Once you’ve hit your 50,000 words or completed your book, it’s easy to throw up your hands and think, Huzzah, I’m done! Alas, this is never the case. Never. Remember how we were embracing the crappy first draft? Well, now begins the hard work of polishing that sucker into something worth showing people. Read through your work. Take notes on what doesn’t make sense, what needs more fleshing out, what plot threads you abandoned mid-draft. Then go back and revise, revise, revise. Get some beta readers. Listen to their notes. Revise again. This part takes time — maybe even more time than drafting the book itself — but it’s what turns a crappy first draft into a book.
Once you have revised the heck out of your book and honestly feel it is your Very Best Work, then, and only then, are you ready to take the next steps.
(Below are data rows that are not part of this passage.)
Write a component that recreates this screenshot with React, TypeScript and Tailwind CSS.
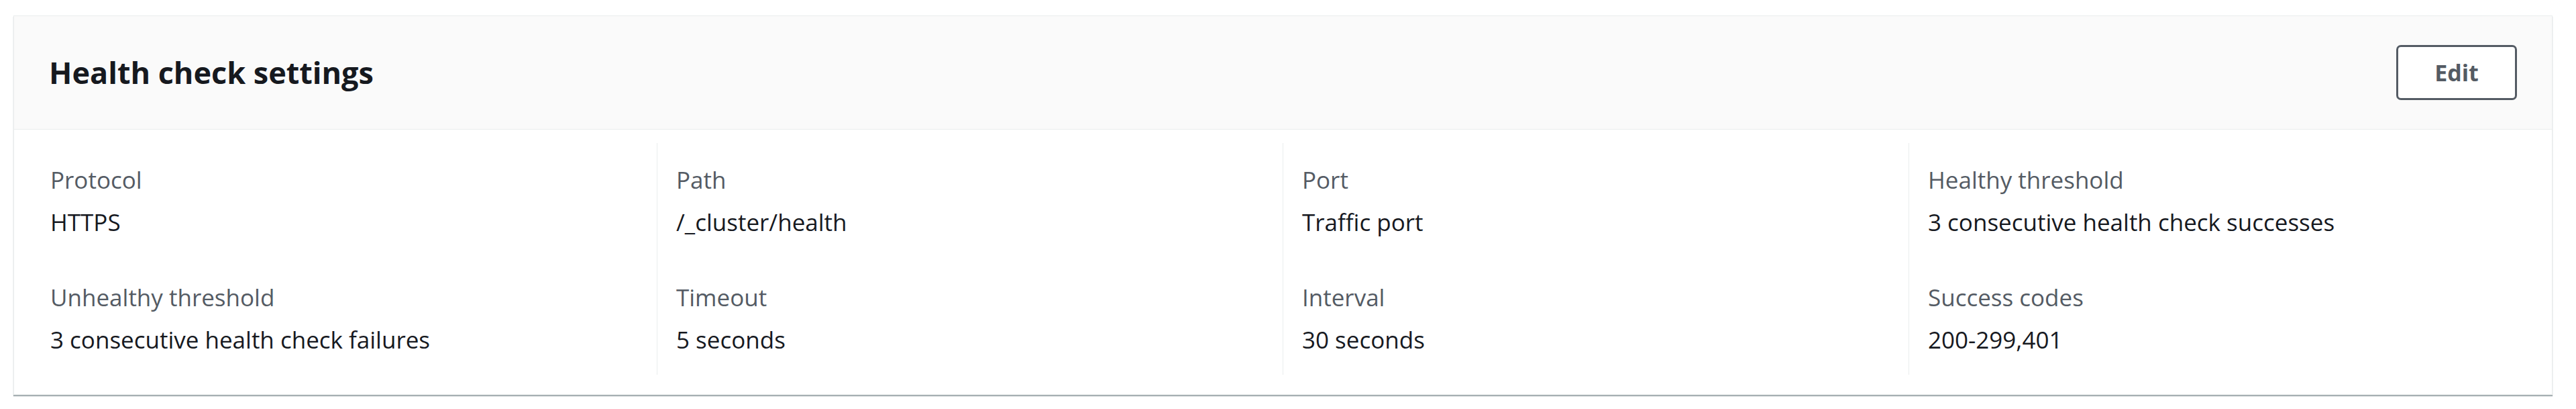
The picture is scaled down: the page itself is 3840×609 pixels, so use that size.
import React from 'react';

type Setting = {
  label: string;
  value: string;
};

// two settings per column, read top to bottom
const columns: Setting[][] = [
  [
    { label: 'Protocol', value: 'HTTPS' },
    { label: 'Unhealthy threshold', value: '3 consecutive health check failures' },
  ],
  [
    { label: 'Path', value: '/_cluster/health' },
    { label: 'Timeout', value: '5 seconds' },
  ],
  [
    { label: 'Port', value: 'Traffic port' },
    { label: 'Interval', value: '30 seconds' },
  ],
  [
    { label: 'Healthy threshold', value: '3 consecutive health check successes' },
    { label: 'Success codes', value: '200-299,401' },
  ],
];

const KeyValue: React.FC<Setting> = ({ label, value }) => {
  return (
    <div className="flex flex-col">
      <div className="text-[35px] leading-[59px] text-[#545b64]">{label}</div>
      <div className="mt-[4px] text-[35px] leading-[59px] text-[#16191f]">{value}</div>
    </div>
  );
};

const App: React.FC = () => {
  return (
    <div className="min-h-[609px] w-[3840px] bg-white pt-[23px] pl-[20px] pr-[35px] font-['Open_Sans',sans-serif]">
      <div className="border border-[#eaeded] bg-white shadow-[0_2px_1px_0_rgba(0,28,36,0.35)]">
        <header className="flex h-[169px] items-center justify-between border-b border-[#eaeded] bg-[#fafafa] px-[52px]">
          <h2 className="text-[45px] font-bold text-[#16191f]">Health check settings</h2>
          <button
            type="button"
            className="flex h-[82px] w-[180px] items-center justify-center rounded-[7px] border-[3px] border-[#545b64] bg-white text-[34px] font-bold text-[#545b64]"
          >
            Edit
          </button>
        </header>

        <div className="pt-[20px] pb-[29px] pl-[25px] pr-[26px]">
          <div className="grid grid-cols-4">
            {columns.map((col, i) => (
              <div
                key={i}
                className={`flex flex-col gap-[53px] border-l pt-[25px] pb-[23px] pl-[28px] ${
                  i === 0 ? 'border-transparent' : 'border-[#eaeded]'
                }`}
              >
                {col.map((item) => (
                  <KeyValue key={item.label} label={item.label} value={item.value} />
                ))}
              </div>
            ))}
          </div>
        </div>
      </div>
    </div>
  );
};

export default App;
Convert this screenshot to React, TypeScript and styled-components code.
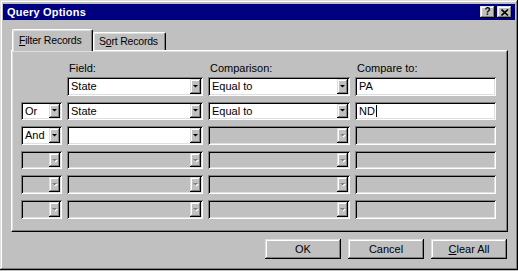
import React from "react";
import styled, { createGlobalStyle, css } from "styled-components";

const GlobalStyle = createGlobalStyle`
  html, body { margin: 0; padding: 0; background: #c0c0c0; }
  body { font-family: "Liberation Sans", Arial, sans-serif; font-size: 11px; }
  * { box-sizing: border-box; }
`;

const raised = css`
  box-shadow: inset -1px -1px #000, inset 1px 1px #dfdfdf, inset -2px -2px #808080, inset 2px 2px #fff;
`;

const sunken = css`
  box-shadow: inset 1px 1px #808080, inset -1px -1px #fff, inset 2px 2px #000, inset -2px -2px #dfdfdf;
`;

const Window = styled.div`
  width: 518px;
  height: 270px;
  background: #c0c0c0;
  padding: 3px;
  display: flex;
  flex-direction: column;
  ${raised}
`;

const TitleBar = styled.div`
  height: 16px;
  margin-top: 1px;
  background: #000080;
  display: flex;
  align-items: center;
  justify-content: space-between;
  padding: 0 3px 0 4px;
`;

const Title = styled.span`
  color: #fff;
  font-weight: bold;
  font-size: 11px;
  letter-spacing: 0.2px;
`;

const CaptionButtons = styled.div`
  display: flex;
  gap: 2px;
`;

const CaptionButton = styled.div`
  width: 15px;
  height: 12px;
  background: #c0c0c0;
  display: flex;
  align-items: center;
  justify-content: center;
  font-weight: bold;
  font-size: 10px;
  line-height: 1;
  color: #000;
  ${raised}
`;

const Body = styled.div`
  padding: 9px 7px 0 8px;
  display: flex;
  flex-direction: column;
`;

const TabStrip = styled.div`
  display: flex;
  align-items: flex-end;
  height: 21px;
  padding-left: 1px;
  position: relative;
  z-index: 1;
`;

const Tab = styled.div<{ $active?: boolean }>`
  background: #c0c0c0;
  height: ${(p) => (p.$active ? "22px" : "18px")};
  margin-bottom: ${(p) => (p.$active ? "-1px" : "0")};
  width: ${(p) => (p.$active ? "81px" : "73px")};
  border-top: 1px solid #fff;
  border-left: 1px solid #fff;
  border-right: 1px solid #000;
  border-radius: 2px 2px 0 0;
  box-shadow: inset -1px 0 #808080, inset 1px 1px #dfdfdf;
  padding: ${(p) => (p.$active ? "4px 0 0 6px" : "2px 0 0 5px")};
  font-size: 10.5px;
  letter-spacing: -0.2px;
  color: #000;
  white-space: nowrap;
  overflow: hidden;
`;

const U = styled.span`
  text-decoration: underline;
`;

const Panel = styled.div`
  width: 497px;
  height: 182px;
  background: #c0c0c0;
  padding: 11px 0 0 9px;
  border-top: 1px solid #fff;
  border-left: 1px solid #fff;
  border-right: 1px solid #000;
  border-bottom: 1px solid #000;
  box-shadow: inset -1px -1px #808080, inset 1px 1px #dfdfdf;
`;

const Grid = styled.div`
  display: grid;
  grid-template-columns: 41px 136px 142px 141px;
  column-gap: 5px;
`;

const Header = styled(Grid)`
  height: 15px;
`;

const Rows = styled(Grid)`
  grid-auto-rows: 18.6px;
  row-gap: 6px;
`;

const Label = styled.div`
  font-size: 11px;
  line-height: 13px;
  color: #000;
  padding-left: 2px;
`;

const Well = styled.div<{ $disabled?: boolean }>`
  position: relative;
  height: 100%;
  background: ${(p) => (p.$disabled ? "#c0c0c0" : "#fff")};
  display: flex;
  align-items: center;
  padding-left: 4px;
  font-size: 11px;
  color: #000;
  ${sunken}
`;

const DropButton = styled.div`
  position: absolute;
  top: 2px;
  right: 2px;
  bottom: 2px;
  width: 11px;
  background: #c0c0c0;
  display: flex;
  align-items: center;
  justify-content: center;
  ${raised}
`;

const Caret = styled.span`
  display: inline-block;
  width: 1px;
  height: 12px;
  background: #000;
  margin-left: 1px;
`;

const Footer = styled.div`
  display: flex;
  justify-content: flex-end;
  gap: 7px;
  margin-top: 7px;
  padding-right: 1px;
`;

const Button = styled.div`
  width: 76px;
  height: 20px;
  background: #c0c0c0;
  display: flex;
  align-items: center;
  justify-content: center;
  font-size: 11px;
  color: #000;
  ${raised}
`;

const Arrow: React.FC<{ disabled?: boolean }> = ({ disabled }) => (
  <svg width="7" height="5" viewBox="0 0 7 5">
    {disabled && <polygon points="2,2 7,2 4.5,4.5" fill="#fff" />}
    <polygon points="1,1 6,1 3.5,3.5" fill={disabled ? "#808080" : "#000"} />
  </svg>
);

const Combo: React.FC<{ value?: string; disabled?: boolean }> = ({ value, disabled }) => (
  <Well $disabled={disabled}>
    {value}
    <DropButton>
      <Arrow disabled={disabled} />
    </DropButton>
  </Well>
);

type Cell = { value?: string; disabled?: boolean; caret?: boolean };
type Row = { conj: Cell | null; field: Cell; comp: Cell; to: Cell };

const rows: Row[] = [
  { conj: null, field: { value: "State" }, comp: { value: "Equal to" }, to: { value: "PA" } },
  { conj: { value: "Or" }, field: { value: "State" }, comp: { value: "Equal to" }, to: { value: "ND", caret: true } },
  { conj: { value: "And" }, field: { value: "" }, comp: { disabled: true }, to: { disabled: true } },
  { conj: { disabled: true }, field: { disabled: true }, comp: { disabled: true }, to: { disabled: true } },
  { conj: { disabled: true }, field: { disabled: true }, comp: { disabled: true }, to: { disabled: true } },
  { conj: { disabled: true }, field: { disabled: true }, comp: { disabled: true }, to: { disabled: true } },
];

export default function App() {
  return (
    <>
      <GlobalStyle />
      <Window>
        <TitleBar>
          <Title>Query Options</Title>
          <CaptionButtons>
            <CaptionButton>?</CaptionButton>
            <CaptionButton>
              <svg width="8" height="7" viewBox="0 0 8 7">
                <path d="M0.5 0.5 L7 6.5 M7 0.5 L0.5 6.5" stroke="#000" strokeWidth="1.6" />
              </svg>
            </CaptionButton>
          </CaptionButtons>
        </TitleBar>
        <Body>
          <TabStrip>
            <Tab $active>
              <U>F</U>ilter Records
            </Tab>
            <Tab>
              S<U>o</U>rt Records
            </Tab>
          </TabStrip>
          <Panel>
            <Header>
              <div />
              <Label>Field:</Label>
              <Label>Comparison:</Label>
              <Label>Compare to:</Label>
            </Header>
            <Rows>
              {rows.map((r, i) => (
                <React.Fragment key={i}>
                  {r.conj ? <Combo value={r.conj.value} disabled={r.conj.disabled} /> : <div />}
                  <Combo value={r.field.value} disabled={r.field.disabled} />
                  <Combo value={r.comp.value} disabled={r.comp.disabled} />
                  <Well $disabled={r.to.disabled}>
                    {r.to.value}
                    {r.to.caret && <Caret />}
                  </Well>
                </React.Fragment>
              ))}
            </Rows>
          </Panel>
          <Footer>
            <Button>OK</Button>
            <Button>Cancel</Button>
            <Button>
              <U>C</U>lear All
            </Button>
          </Footer>
        </Body>
      </Window>
    </>
  );
}
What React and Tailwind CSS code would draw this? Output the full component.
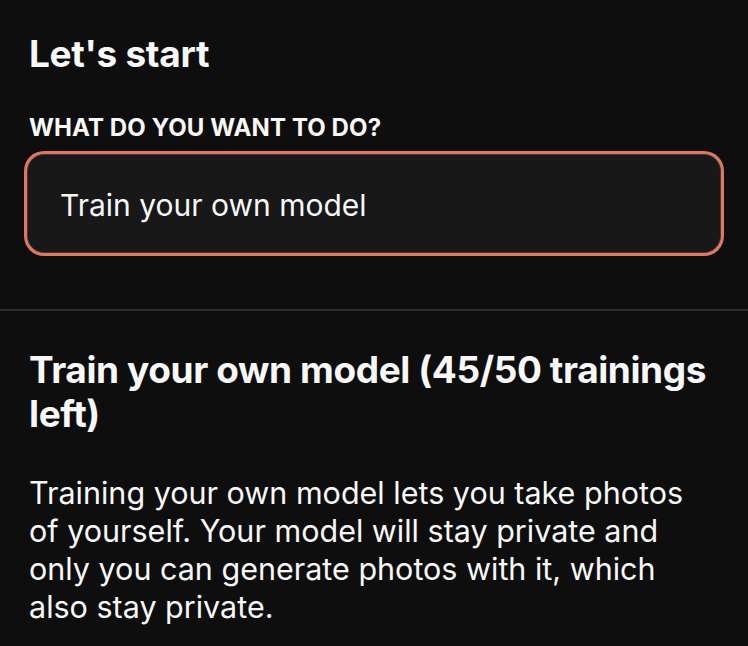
export default function App() {
  return (
    <div className="min-h-[646px] w-full bg-[#0e0e0e] text-[#f7f7f7]" style={{ fontFamily: 'Inter, "Noto Sans", sans-serif' }}>
      <div className="h-[311px] border-b-2 border-[#2f2f2f] px-[27px] pt-[32px]">
        <h1 className="pl-[2px] text-[37px] font-bold leading-[44px] tracking-[-0.3px]">Let's start</h1>
        <div className="mt-[37px] pl-[2px] text-[24px] font-bold uppercase leading-[30px] tracking-[0.1px]">What do you want to do?</div>
        <div className="mt-[11px] flex h-[99px] items-center rounded-[17px] border border-[#3a3a3a] bg-[#181818] pt-[3px] pl-[32px] text-[30px] leading-[36px] ring-[3px] ring-[#e2775e]">
          Train your own model
        </div>
      </div>
      <div className="pl-[29px] pr-[19px] pt-[37px] pb-[20px]">
        <h2 className="text-[37px] font-bold leading-[44px] tracking-[-0.4px]">Train your own model (45/50 trainings left)</h2>
        <p className="mt-[38px] max-w-[672px] text-[30.5px] leading-[38px]">
          Training your own model lets you take photos of yourself. Your model will stay private and only you can generate photos with it, which also stay private.
        </p>
      </div>
    </div>
  );
}
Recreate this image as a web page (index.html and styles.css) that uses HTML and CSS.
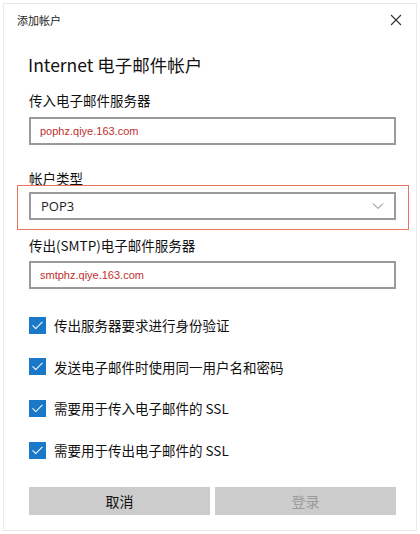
FILE: index.html
```html
<!doctype html>
<html>
  <head>
    <meta charset="utf-8">
    <title>添加帐户</title>
    <link rel="stylesheet" href="styles.css">
  </head>
  <body>
    <div class="dialog">
      <div class="titlebar">
        <span class="title">添加帐户</span>
        <svg class="close" width="12" height="12" viewBox="0 0 12 12">
          <path d="M1 1L11 11M11 1L1 11" stroke="#333" stroke-width="1.1" fill="none"/>
        </svg>
      </div>
      <div class="content">
        <h1>Internet 电子邮件帐户</h1>

        <label class="field-label">传入电子邮件服务器</label>
        <div class="input">pophz.qiye.163.com</div>

        <label class="field-label type-label">帐户类型</label>
        <div class="select-wrap">
          <div class="select">
            <span>POP3</span>
            <svg width="12" height="8" viewBox="0 0 12 8">
              <path d="M1 1.5L6 6.5L11 1.5" stroke="#777" stroke-width="1" fill="none"/>
            </svg>
          </div>
        </div>

        <label class="field-label smtp-label">传出(SMTP)电子邮件服务器</label>
        <div class="input">smtphz.qiye.163.com</div>

        <div class="checks">
          <div class="check"><span class="box"></span>传出服务器要求进行身份验证</div>
          <div class="check"><span class="box"></span>发送电子邮件时使用同一用户名和密码</div>
          <div class="check"><span class="box"></span>需要用于传入电子邮件的 SSL</div>
          <div class="check"><span class="box"></span>需要用于传出电子邮件的 SSL</div>
        </div>

        <div class="buttons">
          <button class="btn">取消</button>
          <button class="btn disabled">登录</button>
        </div>
      </div>
    </div>
  </body>
</html>
```

FILE: styles.css
```css
* {
  box-sizing: border-box;
}
body {
  margin: 0;
  background: #fff;
  font-family: "Noto Sans CJK SC", "Noto Sans", sans-serif;
  color: #000;
}
.dialog {
  margin: 3px;
  height: 528px;
  border: 1px solid #e6eaef;
  background: #fff;
}
.titlebar {
  display: flex;
  justify-content: space-between;
  align-items: center;
  padding: 8px 13px 0 13px;
  height: 24px;
}
.title {
  font-size: 11px;
  line-height: 16px;
  color: #222;
}
.close {
  margin-right: 1px;
}
.content {
  display: flex;
  flex-direction: column;
  padding: 0 20px 0 25px;
}
h1 {
  margin: 24px 0 0 -1px;
  font-size: 17.5px;
  line-height: 26px;
  font-weight: 400;
  color: #111;
}
.field-label {
  display: block;
  margin-top: 12px;
  font-size: 13.5px;
  line-height: 20px;
  color: #111;
}
.input {
  margin-top: 7px;
  height: 28px;
  border: 2px solid #9a9a9a;
  padding: 0 0 0 9px;
  font-family: "Liberation Sans", Arial, sans-serif;
  font-size: 11px;
  line-height: 24px;
  color: #c0302e;
}
.type-label {
  margin-top: 23px;
}
.select-wrap {
  position: relative;
  margin-top: 4px;
}
.select-wrap::after {
  content: "";
  position: absolute;
  left: -12px;
  right: -13px;
  top: -7px;
  bottom: -10px;
  border: 1px solid #e8735f;
}
.select {
  display: flex;
  justify-content: space-between;
  align-items: center;
  height: 28px;
  border: 2px solid #9a9a9a;
  padding: 0 10px 0 10px;
  font-family: "Open Sans", "Noto Sans", sans-serif;
  font-size: 13px;
  color: #222;
}
.smtp-label {
  margin-top: 15px;
}
.smtp-label + .input {
  margin-top: 6px;
}
.checks {
  display: flex;
  flex-direction: column;
  gap: 21.7px;
  margin-top: 26px;
}
.check {
  display: flex;
  align-items: center;
  height: 20px;
  font-size: 13.5px;
  color: #111;
}
.box {
  position: relative;
  width: 17px;
  height: 17px;
  margin-right: 8px;
  background: #1a78c9;
}
.box::after {
  content: "";
  position: absolute;
  left: 6px;
  top: 2px;
  width: 4px;
  height: 9px;
  border: solid #fff;
  border-width: 0 1.5px 1.5px 0;
  transform: rotate(45deg);
}
.buttons {
  display: flex;
  gap: 5px;
  margin-top: 27px;
}
.btn {
  flex: 1;
  height: 28px;
  border: 0;
  background: #cccccc;
  font-family: "Noto Sans CJK SC", sans-serif;
  font-size: 14px;
  color: #111;
  padding: 0;
}
.btn.disabled {
  color: #9a9a9a;
}
```
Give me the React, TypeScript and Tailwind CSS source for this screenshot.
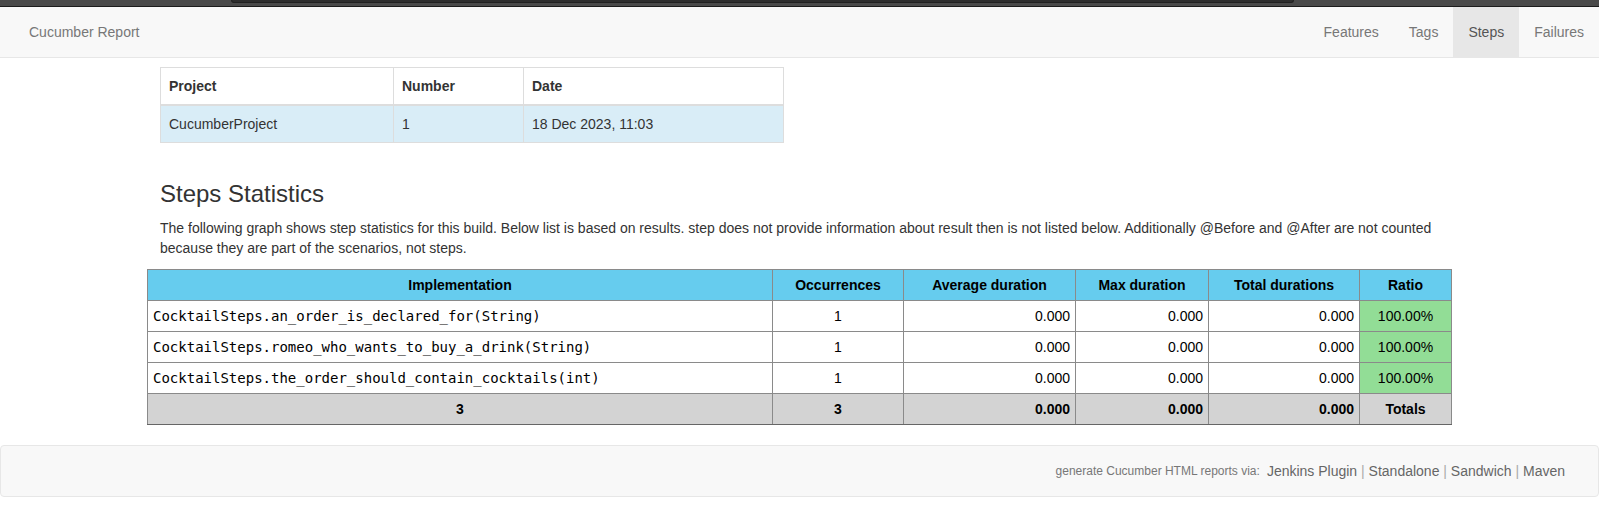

That may be self-publishing, it may be querying agents and pursuing a traditional publishing deal, it may be printing up a handful of print-on-demand paperbacks to pass out on street corners, I don’t know. I can’t tell you which path is right for you. All I can tell you is that the road from Crappy First Draft to Book Worth Reading is long and filled with tears and red ink.
BONUS 11: Don’t sell yourself short.
It’s easy to become daunted. To think that this is beyond you. That other people can write a book, but you can’t. Your ideas are too small. Your talent isn’t enough. You never finish things, and this is no different.
Don’t do that to yourself. Yes, writing a book is a big challenge, whether you do it in a month or a year. But just like climbing a mountain or running a race, it’s possible. All it takes is putting one foot in front of the other, one word after another, bit by bit, over and over. Don’t look back. Don’t look down. Don’t stop. And when you reach the top, the finish line, The End, you’ll be so proud to look back and see how far you’ve come.